(Dataset excerpt)
● ● ● ● ●

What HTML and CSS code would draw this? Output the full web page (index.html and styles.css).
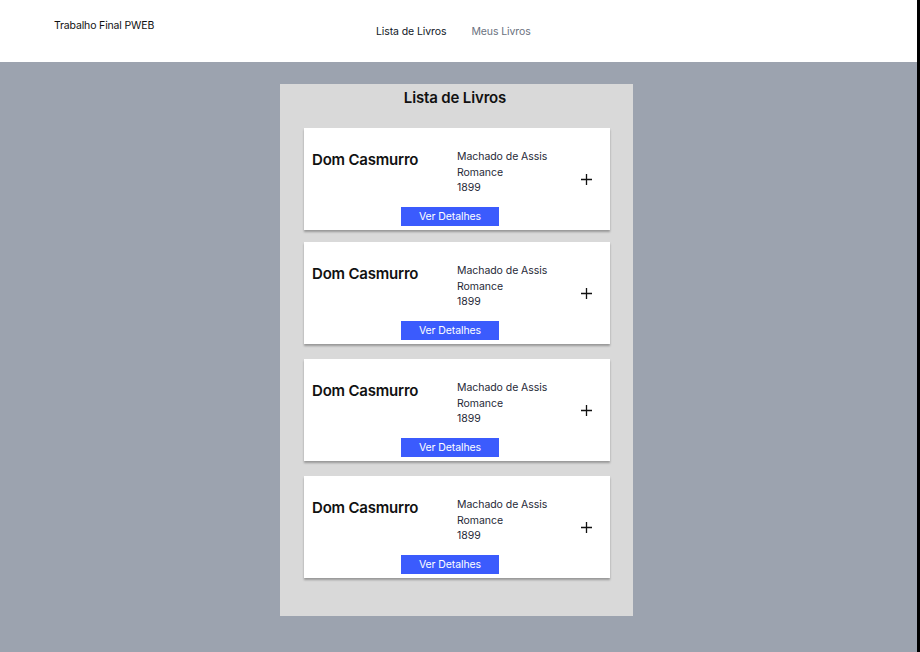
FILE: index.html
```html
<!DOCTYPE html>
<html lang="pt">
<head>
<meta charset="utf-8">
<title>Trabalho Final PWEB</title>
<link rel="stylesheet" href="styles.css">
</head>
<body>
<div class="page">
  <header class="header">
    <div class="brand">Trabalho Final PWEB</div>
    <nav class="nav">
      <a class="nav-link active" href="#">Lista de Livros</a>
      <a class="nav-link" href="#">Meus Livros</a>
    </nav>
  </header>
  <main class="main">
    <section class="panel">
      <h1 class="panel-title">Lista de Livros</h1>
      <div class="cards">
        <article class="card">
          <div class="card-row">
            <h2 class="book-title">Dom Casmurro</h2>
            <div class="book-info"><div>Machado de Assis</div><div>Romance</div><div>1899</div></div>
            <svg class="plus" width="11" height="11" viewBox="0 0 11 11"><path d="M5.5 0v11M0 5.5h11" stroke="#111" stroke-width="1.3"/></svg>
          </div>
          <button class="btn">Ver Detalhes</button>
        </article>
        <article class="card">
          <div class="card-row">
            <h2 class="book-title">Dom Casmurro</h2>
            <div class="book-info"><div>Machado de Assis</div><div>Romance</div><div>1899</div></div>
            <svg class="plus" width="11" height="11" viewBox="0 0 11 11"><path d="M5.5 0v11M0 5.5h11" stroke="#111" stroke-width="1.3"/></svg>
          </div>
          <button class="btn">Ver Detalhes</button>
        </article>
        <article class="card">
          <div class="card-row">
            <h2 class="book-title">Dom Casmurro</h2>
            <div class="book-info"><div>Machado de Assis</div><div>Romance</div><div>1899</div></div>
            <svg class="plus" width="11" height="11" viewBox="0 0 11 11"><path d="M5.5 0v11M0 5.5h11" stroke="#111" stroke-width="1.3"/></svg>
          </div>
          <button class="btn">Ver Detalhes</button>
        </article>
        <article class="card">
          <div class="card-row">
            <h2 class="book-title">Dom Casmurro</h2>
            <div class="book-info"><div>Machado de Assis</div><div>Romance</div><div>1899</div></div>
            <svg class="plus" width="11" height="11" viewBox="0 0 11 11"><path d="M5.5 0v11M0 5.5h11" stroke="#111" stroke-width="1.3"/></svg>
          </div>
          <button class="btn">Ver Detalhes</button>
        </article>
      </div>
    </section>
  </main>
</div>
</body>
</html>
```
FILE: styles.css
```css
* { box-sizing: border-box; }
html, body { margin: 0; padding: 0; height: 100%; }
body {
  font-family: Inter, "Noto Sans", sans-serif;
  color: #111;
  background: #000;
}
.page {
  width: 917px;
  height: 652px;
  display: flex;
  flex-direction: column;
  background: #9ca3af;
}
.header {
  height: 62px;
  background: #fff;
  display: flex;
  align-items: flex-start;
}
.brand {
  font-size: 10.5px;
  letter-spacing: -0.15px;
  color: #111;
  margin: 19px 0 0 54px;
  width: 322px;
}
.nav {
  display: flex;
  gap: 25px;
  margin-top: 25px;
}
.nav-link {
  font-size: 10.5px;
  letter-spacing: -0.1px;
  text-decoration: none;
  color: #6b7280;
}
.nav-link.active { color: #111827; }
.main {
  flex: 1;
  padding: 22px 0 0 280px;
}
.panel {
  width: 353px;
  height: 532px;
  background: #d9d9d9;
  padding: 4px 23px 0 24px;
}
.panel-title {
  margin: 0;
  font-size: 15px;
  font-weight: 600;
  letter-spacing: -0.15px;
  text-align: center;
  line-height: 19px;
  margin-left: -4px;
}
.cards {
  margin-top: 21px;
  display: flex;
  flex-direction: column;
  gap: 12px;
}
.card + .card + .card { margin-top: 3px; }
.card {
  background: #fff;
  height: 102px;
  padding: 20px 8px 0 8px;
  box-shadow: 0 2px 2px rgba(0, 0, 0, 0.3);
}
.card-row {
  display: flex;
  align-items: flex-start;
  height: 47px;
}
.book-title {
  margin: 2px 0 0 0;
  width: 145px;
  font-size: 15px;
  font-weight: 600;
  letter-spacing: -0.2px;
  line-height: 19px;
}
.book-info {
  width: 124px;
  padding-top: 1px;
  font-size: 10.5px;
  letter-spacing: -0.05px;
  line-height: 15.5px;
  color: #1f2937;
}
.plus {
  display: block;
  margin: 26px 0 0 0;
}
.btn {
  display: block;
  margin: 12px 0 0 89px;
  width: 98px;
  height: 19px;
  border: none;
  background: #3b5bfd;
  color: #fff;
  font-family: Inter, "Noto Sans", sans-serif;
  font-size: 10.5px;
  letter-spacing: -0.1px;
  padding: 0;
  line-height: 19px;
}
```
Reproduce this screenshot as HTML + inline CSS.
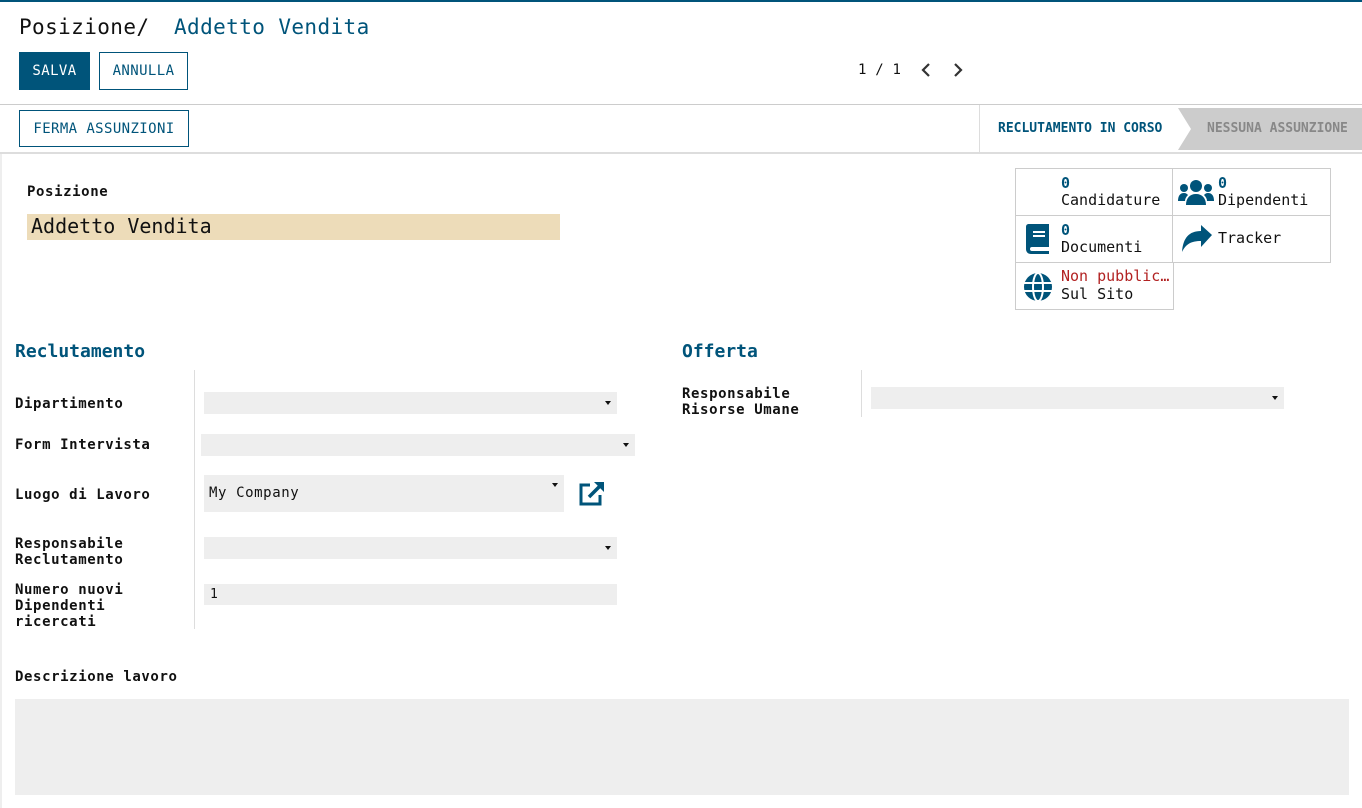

● ● ● ● ●

[Instruction]: Give every record back exactly as it reads, with no images.

[Exercise answer]:
What HTML and CSS code would draw this? Output the full web page (index.html and styles.css).
FILE: index.html
```html
<!DOCTYPE html>
<html lang="pt">
<head>
<meta charset="utf-8">
<title>Trabalho Final PWEB</title>
<link rel="stylesheet" href="styles.css">
</head>
<body>
<div class="page">
  <header class="header">
    <div class="brand">Trabalho Final PWEB</div>
    <nav class="nav">
      <a class="nav-link active" href="#">Lista de Livros</a>
      <a class="nav-link" href="#">Meus Livros</a>
    </nav>
  </header>
  <main class="main">
    <section class="panel">
      <h1 class="panel-title">Lista de Livros</h1>
      <div class="cards">
        <article class="card">
          <div class="card-row">
            <h2 class="book-title">Dom Casmurro</h2>
            <div class="book-info"><div>Machado de Assis</div><div>Romance</div><div>1899</div></div>
            <svg class="plus" width="11" height="11" viewBox="0 0 11 11"><path d="M5.5 0v11M0 5.5h11" stroke="#111" stroke-width="1.3"/></svg>
          </div>
          <button class="btn">Ver Detalhes</button>
        </article>
        <article class="card">
          <div class="card-row">
            <h2 class="book-title">Dom Casmurro</h2>
            <div class="book-info"><div>Machado de Assis</div><div>Romance</div><div>1899</div></div>
            <svg class="plus" width="11" height="11" viewBox="0 0 11 11"><path d="M5.5 0v11M0 5.5h11" stroke="#111" stroke-width="1.3"/></svg>
          </div>
          <button class="btn">Ver Detalhes</button>
        </article>
        <article class="card">
          <div class="card-row">
            <h2 class="book-title">Dom Casmurro</h2>
            <div class="book-info"><div>Machado de Assis</div><div>Romance</div><div>1899</div></div>
            <svg class="plus" width="11" height="11" viewBox="0 0 11 11"><path d="M5.5 0v11M0 5.5h11" stroke="#111" stroke-width="1.3"/></svg>
          </div>
          <button class="btn">Ver Detalhes</button>
        </article>
        <article class="card">
          <div class="card-row">
            <h2 class="book-title">Dom Casmurro</h2>
            <div class="book-info"><div>Machado de Assis</div><div>Romance</div><div>1899</div></div>
            <svg class="plus" width="11" height="11" viewBox="0 0 11 11"><path d="M5.5 0v11M0 5.5h11" stroke="#111" stroke-width="1.3"/></svg>
          </div>
          <button class="btn">Ver Detalhes</button>
        </article>
      </div>
    </section>
  </main>
</div>
</body>
</html>
```
FILE: styles.css
```css
* { box-sizing: border-box; }
html, body { margin: 0; padding: 0; height: 100%; }
body {
  font-family: Inter, "Noto Sans", sans-serif;
  color: #111;
  background: #000;
}
.page {
  width: 917px;
  height: 652px;
  display: flex;
  flex-direction: column;
  background: #9ca3af;
}
.header {
  height: 62px;
  background: #fff;
  display: flex;
  align-items: flex-start;
}
.brand {
  font-size: 10.5px;
  letter-spacing: -0.15px;
  color: #111;
  margin: 19px 0 0 54px;
  width: 322px;
}
.nav {
  display: flex;
  gap: 25px;
  margin-top: 25px;
}
.nav-link {
  font-size: 10.5px;
  letter-spacing: -0.1px;
  text-decoration: none;
  color: #6b7280;
}
.nav-link.active { color: #111827; }
.main {
  flex: 1;
  padding: 22px 0 0 280px;
}
.panel {
  width: 353px;
  height: 532px;
  background: #d9d9d9;
  padding: 4px 23px 0 24px;
}
.panel-title {
  margin: 0;
  font-size: 15px;
  font-weight: 600;
  letter-spacing: -0.15px;
  text-align: center;
  line-height: 19px;
  margin-left: -4px;
}
.cards {
  margin-top: 21px;
  display: flex;
  flex-direction: column;
  gap: 12px;
}
.card + .card + .card { margin-top: 3px; }
.card {
  background: #fff;
  height: 102px;
  padding: 20px 8px 0 8px;
  box-shadow: 0 2px 2px rgba(0, 0, 0, 0.3);
}
.card-row {
  display: flex;
  align-items: flex-start;
  height: 47px;
}
.book-title {
  margin: 2px 0 0 0;
  width: 145px;
  font-size: 15px;
  font-weight: 600;
  letter-spacing: -0.2px;
  line-height: 19px;
}
.book-info {
  width: 124px;
  padding-top: 1px;
  font-size: 10.5px;
  letter-spacing: -0.05px;
  line-height: 15.5px;
  color: #1f2937;
}
.plus {
  display: block;
  margin: 26px 0 0 0;
}
.btn {
  display: block;
  margin: 12px 0 0 89px;
  width: 98px;
  height: 19px;
  border: none;
  background: #3b5bfd;
  color: #fff;
  font-family: Inter, "Noto Sans", sans-serif;
  font-size: 10.5px;
  letter-spacing: -0.1px;
  padding: 0;
  line-height: 19px;
}
```
Reproduce this screenshot as HTML + inline CSS.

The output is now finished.